REDSTONE, Pa. -- On narrow Broadway Street in the steep and tiny Fayette County coal-patch town of Allison 1, everybody seemed to know 12-year-old Mikey Muha.

And so neighbors struggled to grapple yesterday with the news that Mikey was dead -- shot in the chest, police said, by his father in the midst of a Sunday night domestic dispute.

"He was the neighborhood baby," said Valinecia Lynn Barnes, who lives a few doors down from the Muhas and had recently started taking Mikey to church with her.

"There was just something special about him. He needed love and anybody that knew that little boy just wanted to give him all the love you could give a child."

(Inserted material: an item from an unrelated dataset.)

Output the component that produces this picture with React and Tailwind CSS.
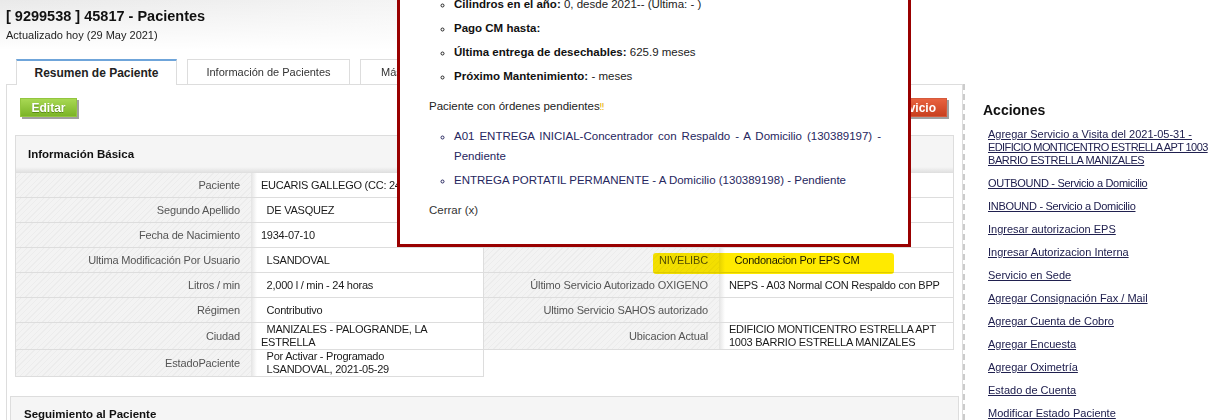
import React from 'react';

const NB = '\u00a0\u00a0';

const leftRows = [
  { label: 'Paciente', lines: ['EUCARIS GALLEGO (CC: 24318577)'] },
  { label: 'Segundo Apellido', lines: [NB + 'DE VASQUEZ'] },
  { label: 'Fecha de Nacimiento', lines: ['1934-07-10'] },
  { label: 'Ultima Modificación Por Usuario', lines: [NB + 'LSANDOVAL'] },
  { label: 'Litros / min', lines: [NB + '2,000 l / min - 24 horas'] },
  { label: 'Régimen', lines: [NB + 'Contributivo'] },
  { label: 'Ciudad', lines: [NB + 'MANIZALES - PALOGRANDE, LA', 'ESTRELLA'], tall: true },
  { label: 'EstadoPaciente', lines: [NB + 'Por Activar - Programado', NB + 'LSANDOVAL, 2021-05-29'], tall: true },
];

// first three rows sit under the popup
const rightRows = [
  { label: '', lines: [''] },
  { label: '', lines: [''] },
  { label: '', lines: [''] },
  { label: 'NIVELIBC', lines: [NB + 'Condonacion Por EPS CM'] },
  { label: 'Último Servicio Autorizado OXIGENO', lines: ['NEPS - A03 Normal CON Respaldo con BPP'] },
  { label: 'Ultimo Servicio SAHOS autorizado', lines: [''] },
  { label: 'Ubicacion Actual', lines: ['EDIFICIO MONTICENTRO ESTRELLA APT', '1003 BARRIO ESTRELLA MANIZALES'], tall: true },
];

const acciones = [
  { text: 'OUTBOUND - Servicio a Domicilio', tight: true },
  { text: 'INBOUND - Servicio a Domicilio', tight: true },
  { text: 'Ingresar autorizacion EPS' },
  { text: 'Ingresar Autorizacion Interna' },
  { text: 'Servicio en Sede' },
  { text: 'Agregar Consignación Fax / Mail' },
  { text: 'Agregar Cuenta de Cobro' },
  { text: 'Agregar Encuesta' },
  { text: 'Agregar Oximetría' },
  { text: 'Estado de Cuenta' },
  { text: 'Modificar Estado Paciente' },
];

function Row({ label, lines, tall }) {
  return (
    <div className={`grid grid-cols-[235px_1fr] border-b border-[#dddddd] ${tall ? 'h-[27px]' : 'h-[25px]'}`}>
      <div className="flex items-center justify-end pr-[11px] text-[11px] tracking-[-0.15px] text-[#555555] bg-[repeating-linear-gradient(-45deg,#f3f3f3_0px,#f3f3f3_3px,#ececec_3px,#ececec_4px)]">
        {label}
      </div>
      <div className="flex flex-col justify-center pl-[10px] text-[11px] leading-[13px] tracking-[-0.25px] text-[#1a1a1a] bg-[linear-gradient(to_right,#e4e4e4,#ffffff_6px)]">
        {lines.map((l, i) => (
          <span key={i} className="whitespace-pre">{l}</span>
        ))}
      </div>
    </div>
  );
}

export default function App() {
  return (
    <div className="relative w-[1225px] h-[420px] overflow-hidden bg-white font-['Liberation_Sans',Arial,sans-serif] text-[#222222]">
      <div className="flex">
        {/* main column */}
        <div className="w-[963px] shrink-0">
          <div className="h-[59px] bg-[linear-gradient(to_bottom,rgba(255,255,255,0)_0px,#ffffff_50px),linear-gradient(to_right,#e9e9e9,#ffffff_800px)] pt-[7px] pl-[6px]">
            <h1 className="text-[14.5px] leading-[18px] font-bold text-[#111111]">[ 9299538 ] 45817 - Pacientes</h1>
            <p className="mt-[3px] text-[11px] leading-[14px] text-[#222222]">Actualizado hoy (29 May 2021)</p>
          </div>

          <div className="flex items-start gap-[10px] pl-[16px] h-[25px]">
            <div className="relative z-10 h-[26px] w-[161px] -mb-px bg-white border-x border-[#dddddd] border-t-2 border-t-[#6fa5da] flex items-center justify-center text-[12px] font-bold text-[#222222]">
              Resumen de Paciente
            </div>
            <div className="h-[25px] w-[163px] bg-white border-x border-t border-[#dddddd] flex items-center justify-center text-[11px] text-[#333333]">
              Información de Pacientes
            </div>
            <div className="h-[25px] w-[163px] bg-white border-x border-t border-[#dddddd] flex items-center pl-[20px] text-[11px] text-[#333333]">
              Más Información
            </div>
          </div>

          <div className="ml-[6px] w-[957px] h-[340px] border-x border-t border-[#dddddd]">
            <div className="mt-[13px] flex justify-between pl-[13px] pr-[15px]">
              <button className="h-[19px] w-[57px] border border-[#93c63f] bg-[linear-gradient(to_bottom,#a8d853,#7bb428)] shadow-[2px_2px_0_#a0a0a0] text-white text-[12px] font-bold leading-none [text-shadow:0_1px_0_#5a8a18]">
                Editar
              </button>
              <button className="h-[19px] px-[10px] border border-[#d55a3c] bg-[linear-gradient(to_bottom,#e8623f,#c8401f)] shadow-[2px_2px_0_#a0a0a0] text-white text-[12px] font-bold leading-none">
                Nuevo Servicio
              </button>
            </div>

            <div className="ml-[8px] mt-[18px] w-[939px]">
              <div className="h-[38px] border-x border-t border-[#dddddd] bg-[linear-gradient(to_bottom,#f5f5f5_0px,#f5f5f5_31px,#dedede_37px)] pl-[12px] pt-[11px] text-[11.5px] leading-[14px] font-bold text-[#111111]">
                Información Básica
              </div>
              <div className="flex items-start">
                <div className="w-[469px] border-x border-[#dddddd]">
                  {leftRows.map((r, i) => (
                    <Row key={i} {...r} />
                  ))}
                </div>
                <div className="w-[470px] border-r border-[#dddddd]">
                  {rightRows.map((r, i) => (
                    <Row key={i} {...r} />
                  ))}
                </div>
              </div>
            </div>

            <div className="ml-[3px] mt-[19px] w-[949px] h-[60px] border border-[#dddddd] bg-[#f5f5f5] pl-[13px] pt-[11px] text-[11.5px] leading-[13px] font-bold text-[#111111]">
              Seguimiento al Paciente
            </div>
          </div>
        </div>

        {/* sidebar */}
        <div className="mt-[84px] flex-1 h-[336px] border-l-2 border-dashed border-[#cccccc] pl-[18px] pt-[18px]">
          <h2 className="text-[14px] leading-[17px] font-bold text-[#111111]">Acciones</h2>
          <ul className="mt-[9px] pl-[5px] flex flex-col gap-[10px] text-[11px] leading-[13px]">
            <li>
              <a href="#" className="text-[#20204f] underline whitespace-nowrap">
                Agregar Servicio a Visita del 2021-05-31 -<br />
                <span className="tracking-[-0.6px]">EDIFICIO MONTICENTRO ESTRELLA APT 1003</span><br />
                <span className="tracking-[-0.4px]">BARRIO ESTRELLA MANIZALES</span>
              </a>
            </li>
            {acciones.map((a) => (
              <li key={a.text}>
                <a href="#" className={`text-[#20204f] underline ${a.tight ? 'tracking-[-0.3px]' : ''}`}>{a.text}</a>
              </li>
            ))}
          </ul>
        </div>
      </div>

      {/* highlight annotation */}
      <div className="absolute left-[653px] top-[253px] w-[241px] h-[21px] rounded-[3px] bg-[#ffea00] mix-blend-multiply" />

      {/* popup */}
      <div className="absolute left-[397px] top-[-17px] w-[514px] border-[3px] border-[#990000] bg-white pl-[29px] pr-[27px] pt-[6px] pb-[24px] text-[11.5px] text-[#222222]">
        <ul className="list-[circle] pl-[25px] leading-[24px]">
          <li><b className="text-[#111111]">Cilindros en el año:</b> 0, desde 2021-- (Última: - )</li>
          <li><b className="text-[#111111]">Pago CM hasta:</b></li>
          <li><b className="text-[#111111]">Última entrega de desechables:</b> 625.9 meses</li>
          <li><b className="text-[#111111]">Próximo Mantenimiento:</b> - meses</li>
        </ul>
        <p className="mt-[6px] leading-[24px]">
          Paciente con órdenes pendientes<span className="text-[9px] text-[#e8b000] font-['DejaVu_Sans',sans-serif]">‼</span>
        </p>
        <ul className="mt-[7px] list-[circle] pl-[25px] leading-[20px] text-[#26265e] flex flex-col gap-[4px]">
          <li className="text-justify">A01 ENTREGA INICIAL-Concentrador con Respaldo - A Domicilio (130389197) - Pendiente</li>
          <li>ENTREGA PORTATIL PERMANENTE - A Domicilio (130389198) - Pendiente</li>
        </ul>
        <p className="mt-[10px] leading-[20px] text-[#333333]">Cerrar (x)</p>
      </div>
    </div>
  );
}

Mikey's father, Michael Alan Muha Jr., 39, was being held at the Fayette County Prison on charges including homicide. His mother, Christine Shaw, 36, has been imprisoned at State Correctional Institution Muncy in Lycoming County since April on charges related to shoplifting.

Life was often chaotic at the Muha house, said Ms. Barnes, and Sunday night was no exception.

According to the state police, a fight broke out between Mr. Muha and Tasha Miciotto, who police identified as Mr. Muha's girlfriend.

During the argument, Mr. Muha asked Mikey to get his shotgun from his car. A neighbor, Wesley Silva, told police that he heard Mr. Muha yell that he was going to shoot somebody because he wasn't going to have "this problem" anymore. An affidavit in the case did not specify what the problem was.

Witnesses told police that Mr. Muha was waving the gun around and that it discharged, striking Mikey in the chest. Nicholas Muha, Mikey's 9-year-old brother, told Ms. Barnes that he put his hand over Mikey's wound to try to stop the bleeding. Paramedics pronounced him dead at the scene.

"We believe that he wasn't the intended victim," said state Trooper Joseph Christy. "He wasn't the one fighting with his father."

Ms. Barnes described Mr. Muha as a good father who took his sons hunting and fishing. He did not work, she said, and collected disability checks.

The Muha home is partially boarded up -- remnants of a fire there two years ago, said a neighbor across the street who asked not to be identified. A curtain at the house flapped yesterday behind a broken second-story window.

Mikey was a student at Brownsville Area Middle School, said Ms. Barnes.

School officials could not be reached yesterday.

Ms. Barnes said she had seen caseworkers at the house in the past.

"I wish CYS would have just took them instead of it coming to this," she said.

She said Mikey frequently played with her children in her house, in part to get away from troubles at home.

"He was such a nice boy, in spite of everything that he's been through," said Ms. Barnes, adding that he would help her clean her yard or take out the trash. "I always told him I loved him, just in case he didn't hear it."